There are those who buy in hopes of flipping a property without laying a finger on it, waiting for rising tides to do the heavy lifting for them. It’s not always that easy. First of all, there are the annual taxes to deal with, but more pressingly there is the aggressive nuisance abatement program being launched by local government across Detroit. Property owners are fined for all manner of offenses including un-mowed grass, legal dumping and blight. Failure to correct these transgressions (which, in some cases involved demolishing a property, a $10,000+ operation) results in legal action, which often concludes in government acquisition of the property. If you call the Detroit Land Bank Authority, the automated message prompts: “If you are calling regarding a seizure notice or a summons relating to your property, please press 1.” Forces like tax foreclosure and nuisance abatement have a great deal to do with why the Detroit Land bank Authority owned an estimated 60,000 properties as of last January (almost 7% of all properties in the city), with volumes growing by the tens of thousands each year.
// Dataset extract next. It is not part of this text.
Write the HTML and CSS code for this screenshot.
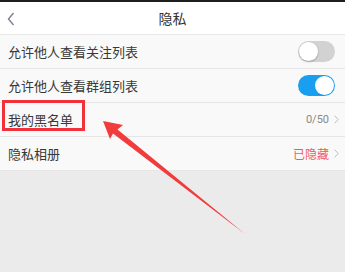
FILE: index.html
```html
<!DOCTYPE html>
<html lang="zh">
<head>
<meta charset="utf-8">
<link rel="stylesheet" href="styles.css">
</head>
<body>
<div class="page">
  <div class="topline"></div>
  <header class="header">
    <svg class="back" width="8" height="14" viewBox="0 0 8 14"><path d="M6.5 1 L1.5 7 L6.5 13" fill="none" stroke="#7a8190" stroke-width="1.4"/></svg>
    <div class="title">隐私</div>
  </header>
  <div class="list">
    <div class="row"><span class="label">允许他人查看关注列表</span><span class="toggle"><span class="knob"></span></span></div>
    <div class="row"><span class="label">允许他人查看群组列表</span><span class="toggle on"><span class="knob"></span></span></div>
    <div class="row"><span class="label">我的黑名单</span><span class="right"><span class="count">0/50</span><svg class="chev" width="5" height="9" viewBox="0 0 5 9"><path d="M0.7 0.7 L4.2 4.5 L0.7 8.3" fill="none" stroke="#bdbdbd" stroke-width="1"/></svg></span></div>
    <div class="row"><span class="label">隐私相册</span><span class="right"><span class="hidden">已隐藏</span><svg class="chev" width="5" height="9" viewBox="0 0 5 9"><path d="M0.7 0.7 L4.2 4.5 L0.7 8.3" fill="none" stroke="#bdbdbd" stroke-width="1"/></svg></span></div>
  </div>
  <svg class="overlay" width="345" height="272" viewBox="0 0 345 272">
    <rect x="3.5" y="101.5" width="80" height="28" fill="none" stroke="#f2323a" stroke-width="3"/>
    <polygon points="103,121 123,125 117.5,129.5 245,234 113,133.5 110,139" fill="#f23b3b"/>
  </svg>
</div>
</body>
</html>
```

FILE: styles.css
```css
html, body {
  margin: 0;
  padding: 0;
}
body {
  width: 345px;
  height: 272px;
  overflow: hidden;
  background: #ebebeb;
  font-family: "Noto Sans CJK SC", "Noto Sans", sans-serif;
}
.page {
  position: relative;
  width: 345px;
  height: 272px;
}
.topline {
  height: 2px;
  background: #1e1e1e;
}
.header {
  position: relative;
  height: 32px;
  background: #ffffff;
  border-bottom: 1px solid #e8e8e8;
  display: flex;
  align-items: center;
  justify-content: center;
}
.back {
  position: absolute;
  left: 7px;
  top: 10px;
}
.title {
  font-size: 14px;
  color: #333;
  line-height: 1;
}
.list {
  background: #f9f9f9;
}
.row {
  height: 33px;
  border-bottom: 1px solid #e6e6e6;
  display: flex;
  align-items: center;
  justify-content: space-between;
  padding: 0 6px 0 8px;
}
.label {
  font-size: 13px;
  color: #383838;
  line-height: 1;
}
.toggle {
  position: relative;
  width: 37px;
  height: 21px;
  border-radius: 11px;
  background: #d2d2d2;
  margin-right: 4px;
}
.knob {
  position: absolute;
  left: 1px;
  top: 1px;
  width: 19px;
  height: 19px;
  border-radius: 50%;
  background: #fff;
  box-shadow: 0 1px 2px rgba(0,0,0,0.25);
}
.toggle.on {
  background: #1a9ef0;
}
.toggle.on .knob {
  left: 17px;
  box-shadow: none;
}
.right {
  display: flex;
  align-items: center;
  gap: 5px;
}
.count {
  font-family: "Roboto", "Noto Sans", sans-serif;
  font-size: 11px;
  color: #888;
}
.hidden {
  font-size: 12px;
  color: #f25a5a;
}
.chev {
  display: block;
}
.overlay {
  position: absolute;
  left: 0;
  top: 0;
}
```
The Wayne County Tax Foreclosure auction is a drama with many actors and many endings. Renters of may become first-time homeowners of the house they already live in, prospective small-business owners may secure a storefront for their new company, investors from New York to China may find an investment opportunity in the Detroit renaissance, a family may lose their childhood home only to have it fall to ruin. There are conscientious ways to participate in Detroit real estate in general and the auction in particular, but buyer, beware and buyer, be aware. Detroit is not a bank slate, many of these houses are homes and the same forces that have pushed 50,000 properties into tax foreclosure in the past two years will still be there when the auction block closes in October.